Base level functionality for the
linux terminal type family is both Indexed and Direct colour support, since Linux version 4.8.
Although Linux does not actually implement 24-bit colour, it instead faking it by mapping RGB to its Indexed color palette (oftentimes not particularly well).
Base level functionality for the
teken terminal type family is Indexed colour support; unless it is console-terminal-emulator(1), which supports Direct colour as well.
Base level functionality for the
cons terminal type families is only the original standard 8 colours being supported.
Emulating DEC VTs being the de facto standard of modern (character mode) terminal emulators, the de facto standard way to alter the cursor shape has been the DECSCUSR control sequence since the time of the DEC VT510/VT520/VT525. Being independently developed at around the same time, the Linux kernel's built-in terminal emulator has a quite different and idiosyncratic control sequence (LINUXSCUSR). XTerm extended the DECSCUSR control sequence with more possible cursor shapes.
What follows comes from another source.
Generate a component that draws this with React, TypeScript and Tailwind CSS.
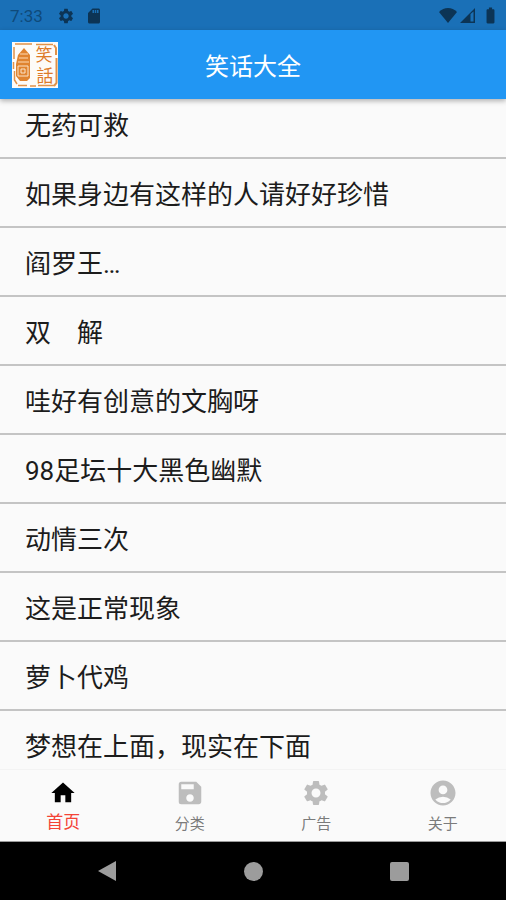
import { useState } from "react";
import { MdAccountCircle, MdBatteryFull, MdHome, MdSave, MdSdStorage, MdSettings } from "react-icons/md";

const jokes = [
  "无药可救",
  "如果身边有这样的人请好好珍惜",
  "阎罗王…",
  "双　解",
  "哇好有创意的文胸呀",
  "98足坛十大黑色幽默",
  "动情三次",
  "这是正常现象",
  "萝卜代鸡",
  "梦想在上面，现实在下面",
];

const tabs = [
  { label: "首页", Icon: MdHome },
  { label: "分类", Icon: MdSave },
  { label: "广告", Icon: MdSettings },
  { label: "关于", Icon: MdAccountCircle },
];

function StatusBar() {
  return (
    <div className="flex h-[30px] shrink-0 items-center bg-[#1a70b7] px-2.5 pt-px text-[#0c3455]">
      <span className="text-[17px] leading-5 text-[#0f4a7a]">7:33</span>
      <MdSettings className="ml-3.5 size-[18px]" />
      <MdSdStorage className="ml-2.5 size-[18px]" />
      <div className="ml-auto flex items-center">
        <svg viewBox="0 0 18 15" className="h-[15px] w-[18px]" fill="currentColor">
          <path d="M9 15 0 4C5-1.2 13-1.2 18 4Z" />
        </svg>
        <svg viewBox="0 0 15 15" className="ml-[3px] size-[15px]">
          <path fillRule="evenodd" fill="currentColor" d="M15 0V15H0ZM10.5 6V13.5H13.5V3.5Z" />
        </svg>
        <MdBatteryFull className="ml-1.5 -mr-1 size-[19px]" />
      </div>
    </div>
  );
}

function Logo() {
  return (
    <svg viewBox="0 0 46 46" className="size-[46px] shrink-0" role="img" aria-label="笑话">
      <rect width="46" height="46" fill="#fdfbf8" />
      <g fill="none" stroke="#e0924a">
        <path d="M3 2H20M24 2.5H41M2 5V17M1.5 20V27M2.5 29V38L5 42" strokeWidth="1.5" />
        <path d="M42 3 44 6V13M44.5 16V41L42 44" strokeWidth="2" />
        <path d="M6 43.5H15M18 44H24M26 43.5H42" strokeWidth="1.5" />
      </g>
      <path d="M12 6 18 13V36L15 39H8L4 34V22L6 13Z" fill="#e08430" />
      <path d="M8 12H16M7 16H16M6 20H17" fill="none" stroke="#f3bd88" strokeWidth="1.5" />
      <path d="M6 24H16V34H6ZM9 27H13V31H9Z" fill="none" stroke="#fbe3c8" strokeWidth="1" />
      <g fill="#dd7a28" fontSize="17" textAnchor="middle">
        <text x="32" y="19">笑</text>
        <text x="33" y="40">話</text>
      </g>
    </svg>
  );
}

export default function App() {
  const [active, setActive] = useState("首页");

  return (
    <div className="flex h-screen flex-col bg-[#fafafa] font-[Roboto,'Noto_Sans_CJK_SC',sans-serif]">
      <StatusBar />

      <header className="relative z-10 grid h-[69px] shrink-0 grid-cols-[46px_1fr_46px] items-center bg-[#2196f3] px-3 shadow-[0_2px_5px_rgba(0,0,0,0.3)]">
        <Logo />
        <h1 className="pt-1 text-center text-[24px] leading-8 text-white">笑话大全</h1>
      </header>

      <main className="min-h-0 flex-1 overflow-hidden">
        {/* first row is partly scrolled under the header */}
        <ul className="-mt-[9px]">
          {jokes.map((joke) => (
            <li key={joke} className="h-[69px] border-b-2 border-[#c4c4c4]">
              <a href="#" className="flex h-full items-center px-[25px] pt-1 text-[26px] leading-9 text-[#1c1c1c]">
                {joke}
              </a>
            </li>
          ))}
        </ul>
      </main>

      <nav className="flex h-[73px] shrink-0 border-t border-[#f3f3f3] border-b border-b-[#9a9a9a]">
        {tabs.map(({ label, Icon }) => {
          const selected = label === active;
          return (
            <button
              key={label}
              type="button"
              onClick={() => setActive(label)}
              className="flex flex-1 flex-col items-center pt-2"
            >
              <Icon className={selected ? "size-[30px] p-px text-black" : "size-[30px] text-[#bdbdbd]"} />
              <span className={selected ? "pt-0.5 text-[17px] leading-6 text-[#f44336]" : "pt-1 text-[15px] leading-6 text-[#7b7b7b]"}>
                {label}
              </span>
            </button>
          );
        })}
      </nav>

      <div className="flex h-[58px] shrink-0 items-center bg-black px-[34px] text-[#9c9c9c]">
        <button type="button" aria-label="返回" className="flex flex-1 justify-center">
          <svg viewBox="0 0 20 20" className="size-5" fill="currentColor">
            <path d="M19 0V20L1 10Z" />
          </svg>
        </button>
        <button type="button" aria-label="主屏幕" className="flex flex-1 justify-center">
          <span className="size-[19px] rounded-full bg-current" />
        </button>
        <button type="button" aria-label="最近任务" className="flex flex-1 justify-center">
          <span className="size-[19px] rounded-xs bg-current" />
        </button>
      </div>
    </div>
  );
}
linux terminal type family is taken to understand only the LINUXSCUSR control sequence, except for console-terminal-emulator(1).
teken terminal type families when they are console-terminal-emulator(1), genuine XTerm, and the
teraterm terminal type families are taken to understand extended DECSCUSR.
screen terminal type families, ROXTerm, and newer versions of the VTE library are taken to understand standard DECSCUSR.
Unfortunately, DECSCUSR is one of the control sequences that several terminals not only do not support but actively decode wrongly, treating parts of it as printable output. So applications cannot just emit it and leave it to be ignored where not implemented.